Introducing Kolmogorov-Arnold Networks (KANs)
A new type of neural network, called the Kolmogorov-Arnold network (KAN), promises to be more transparent. This network can perform almost as well as traditional networks for certain problems, but it allows us to understand how conclusions are drawn. This approach is based on a mid-20th-century mathematical theory rediscovered for use in today's deep learning.
How KANs Work Differently
Unlike traditional networks using weighted edges, KANs use functions. These functions are more complex and can be adjusted with greater precision. Historically, KANs were seen as impractical due to concerns about their ability to handle certain mathematical functions smoothly. However, recent advancements in computing have made it feasible to explore these networks further.

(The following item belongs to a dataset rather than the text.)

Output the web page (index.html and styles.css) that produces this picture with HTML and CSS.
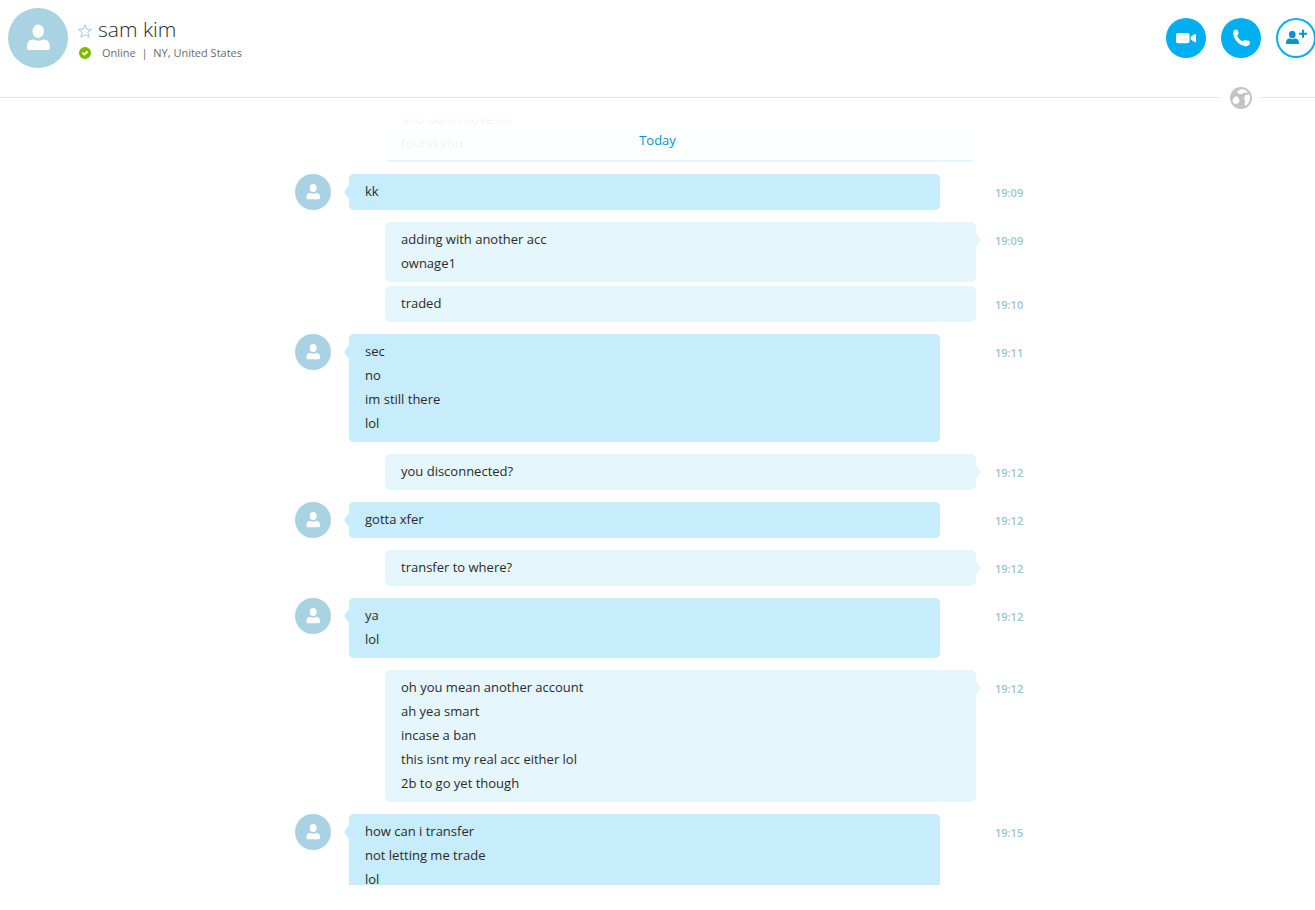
FILE: index.html
```html
<!DOCTYPE html>
<html lang="en">
<head>
    <meta charset="UTF-8">
    <meta name="viewport" content="width=device-width, initial-scale=1.0">
    <title>sam kim</title>
    <link rel="stylesheet" href="styles.css">
</head>
<body>
    <svg class="symbols" aria-hidden="true">
        <symbol id="person" viewBox="0 0 60 60">
            <ellipse cx="30.3" cy="23.3" rx="5.7" ry="6.7"/>
            <path d="M19 40c0-5.500 1.500-8.500 6-8.500 2 0 2.500 1.300 5.300 1.300s3.300-1.300 5.300-1.300c4.500 0 6.400 3 6.400 8.500 0 1.200-.8 2-2 2H21c-1.200 0-2-.8-2-2z"/>
        </symbol>
    </svg>
    <header class="header">
        <svg class="avatar avatar-big"><use href="#person"/></svg>
        <div class="contact">
            <div class="contact-row">
                <button class="star" aria-label="Add to favourites">
                    <svg width="14" height="14" viewBox="0 0 14 14"><path d="M7 .8l1.700 4.300 4.800.3-3.700 2.900 1.300 4.900L7 10.500 2.900 13.200l1.300-4.900L.5 5.400l4.800-.3z"/></svg>
                </button>
                <h1>sam kim</h1>
            </div>
            <div class="contact-row status">
                <svg width="12" height="12" viewBox="0 0 12 12"><circle cx="6" cy="6" r="6"/><path d="M3.300 5.800l2 1.700 3.300-3"/></svg>
                <span>Online&nbsp; |&nbsp; NY, United States</span>
            </div>
        </div>
        <div class="actions">
            <button class="action" aria-label="Video call">
                <svg width="40" height="40" viewBox="0 0 40 40"><rect x="10" y="15" width="13.500" height="10.200" rx="2"/><path d="M24.700 18.700l3.800-2.400c.8-.5 1.500-.3 1.500.5v6.600c0 .8-.7 1-1.500.5l-3.800-2.400z"/></svg>
            </button>
            <button class="action" aria-label="Call">
                <svg width="40" height="40" viewBox="0 0 40 40"><path d="M12.300 14.200c.5-2.200 3.300-3.400 4.300-2l.9 2.600c.4 1.300-.8 1.700-1.100 2.500-.3.800 1.300 3.500 2.900 4.700 1.500 1.100 2.100 1.400 2.800.9.700-.5 1.200-.9 2-.6l3.600.5c1.700.4 1.800 3.800-.9 5.200-2.300.9-6.700-.4-9.700-3.200-3.200-3-5.200-7.600-4.800-10.600z"/></svg>
            </button>
            <button class="action outline" aria-label="Add people">
                <svg width="40" height="40" viewBox="0 0 40 40"><ellipse cx="16.300" cy="16.500" rx="3.300" ry="3.800"/><path d="M10 25.500c0-3.500 1.200-5 3.800-5 1 0 1.300.7 2.600.7s1.600-.7 2.600-.7c2.700 0 4 1.500 4 5 0 .3-.3.500-.6.500H10.600c-.3 0-.6-.2-.6-.5z"/><path class="plus" d="M23 15.800h8M27 11.800v8"/></svg>
            </button>
        </div>
    </header>
    <div class="divider">
        <svg width="22" height="22" viewBox="0 0 22 22"><circle cx="11" cy="11" r="11"/><path d="M9 3c2.500-1.300 5.500-1 7.500.7l1.500 1.800-3 .6-1.500-.7-1 1.600H8.500L7 5zM15.500 8l4-.5c1.200 3.200.6 6.600-1.500 9.200l-2.800 2.300c-.8-1.500-.5-3.500 0-5l-1.200-2.500zM2.500 13.500c.3-2 2-3.500 4-4.500l2 1.700 1 2.500-.5 2.300-2.300 1.500-2.400-.3c-1-.8-1.700-1.900-1.800-3.200z"/></svg>
    </div>
    <main class="chat">
        <div class="date">Today</div>
        <div class="messages">
            <div class="message mine">
                <div class="bubble first">
                    <p>and dont move lol</p>
                    <p>found you</p>
                </div>
            </div>
            <div class="message">
                <svg class="avatar"><use href="#person"/></svg>
                <div class="bubble first">
                    <p>kk</p>
                </div>
                <time>19:09</time>
            </div>
            <div class="message mine">
                <div class="bubble first">
                    <p>adding with another acc</p>
                    <p>ownage1</p>
                </div>
                <time>19:09</time>
            </div>
            <div class="message mine next">
                <div class="bubble">
                    <p>traded</p>
                </div>
                <time>19:10</time>
            </div>
            <div class="message">
                <svg class="avatar"><use href="#person"/></svg>
                <div class="bubble first">
                    <p>sec</p>
                    <p>no</p>
                    <p>im still there</p>
                    <p>lol</p>
                </div>
                <time>19:11</time>
            </div>
            <div class="message mine">
                <div class="bubble first">
                    <p>you disconnected?</p>
                </div>
                <time>19:12</time>
            </div>
            <div class="message">
                <svg class="avatar"><use href="#person"/></svg>
                <div class="bubble first">
                    <p>gotta xfer</p>
                </div>
                <time>19:12</time>
            </div>
            <div class="message mine">
                <div class="bubble first">
                    <p>transfer to where?</p>
                </div>
                <time>19:12</time>
            </div>
            <div class="message">
                <svg class="avatar"><use href="#person"/></svg>
                <div class="bubble first">
                    <p>ya</p>
                    <p>lol</p>
                </div>
                <time>19:12</time>
            </div>
            <div class="message mine">
                <div class="bubble first">
                    <p>oh you mean another account</p>
                    <p>ah yea smart</p>
                    <p>incase a ban</p>
                    <p>this isnt my real acc either lol</p>
                    <p>2b to go yet though</p>
                </div>
                <time>19:12</time>
            </div>
            <div class="message">
                <svg class="avatar"><use href="#person"/></svg>
                <div class="bubble first">
                    <p>how can i transfer</p>
                    <p>not letting me trade</p>
                    <p>lol</p>
                </div>
                <time>19:15</time>
            </div>
        </div>
    </main>
</body>
</html>
```

FILE: styles.css
```css
* { box-sizing: border-box; }
body { display: flex; flex-direction: column; height: 100vh; margin: 0; padding-bottom: 25px; overflow: hidden; background: #fff; color: #2b2b2b; font-family: "Open Sans", sans-serif; font-size: 13px; }
h1, p { margin: 0; }
svg { display: block; flex: none; }
button { padding: 0; border: none; background: none; cursor: pointer; }
.symbols { position: absolute; width: 0; height: 0; }

.avatar { width: 36px; height: 36px; border-radius: 50%; background: #a9d3e2; fill: #fff; }
.avatar-big { width: 60px; height: 60px; }

.header { display: flex; flex: none; height: 87px; padding: 8px 0 0 8px; }
.contact { flex: 1; padding: 6px 0 0 10px; }
.contact-row { display: flex; align-items: center; gap: 6px; height: 30px; }
.contact h1 { font-size: 21px; font-weight: 300; line-height: 30px; }
.star { margin-top: 3px; }
.star svg { fill: none; stroke: #a0cbdc; }
.status { gap: 11px; height: 17px; padding-left: 1px; color: #6b6b6b; font-size: 11px; line-height: 18px; }
.status circle { fill: #7fba00; }
.status path { fill: none; stroke: #fff; stroke-width: 2; }
.actions { display: flex; gap: 15px; margin-right: -1px; padding-top: 10px; }
.action { width: 40px; height: 40px; border-radius: 50%; background: #00aff0; fill: #fff; }
.outline { background: #fff; box-shadow: inset 0 0 0 2px #00aff0; fill: #0095cc; }
.plus { stroke: #0095cc; stroke-width: 2; }

.divider { display: flex; flex: none; gap: 9px; height: 22px; }
.divider::before, .divider::after { content: ""; height: 1px; margin-top: 10px; background: #e5e7e8; }
.divider::before { flex: 1; }
.divider::after { width: 54px; }
.divider circle { fill: #c4c4c6; }
.divider path { fill: #fff; }

.chat { position: relative; flex: 1; min-height: 0; margin-top: 10px; overflow: hidden; }
.date { position: absolute; z-index: 1; top: 0; left: 0; right: 0; height: 41px; padding-top: 9px; background: rgba(255, 255, 255, 0.94); color: #0095cc; line-height: 24px; text-align: center; }
.messages { max-width: 729px; margin: -17px auto 0; padding-left: 2px; }
.message { display: flex; align-items: flex-start; margin-bottom: 12px; }
.bubble { position: relative; flex: 1; margin: 0 55px 0 18px; padding: 5px 16px 7px; border-radius: 5px; background: #c7ecfc; line-height: 24px; }
.mine .bubble { margin: 0 19px 0 90px; background: #e5f6fd; }
.next { margin-top: -8px; }
.first::before { content: ""; position: absolute; top: 11px; left: -5px; border: solid transparent; border-width: 7px 5px 7px 0; border-right-color: #c7ecfc; }
.mine .first::before { left: auto; right: -5px; border-width: 7px 0 7px 5px; border-left-color: #e5f6fd; }
time { width: 27px; padding-top: 7px; color: #98c4d6; font-size: 11px; font-weight: 600; line-height: 24px; white-space: nowrap; }
.mine:first-child { padding-right: 27px; }
```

Real-World Applications and Success
KANs have shown effectiveness in fields like mathematics and physics. For example, they can predict properties in knot theory and solve complex problems in condensed matter physics. These networks not only provide answers but also explain how they arrived at those answers, a capability lacking in traditional neural networks.
The Future of KANs in AI
As researchers continue to develop KANs, they are finding that these networks excel in interpreting data, especially in fields with simpler equations like physics. While they may not outperform traditional networks in all areas, KANs provide valuable insights, making them particularly useful for scientific research.
The Path Forward with KAN 2.0
The development of KAN 2.0 aims to make these networks more accessible and practical for wider use. This new version includes tools that enhance its usability, paving the way for more "curiosity-driven science." This approach fosters understanding beyond solving computational problems, encouraging deeper exploration of the underlying principles of science.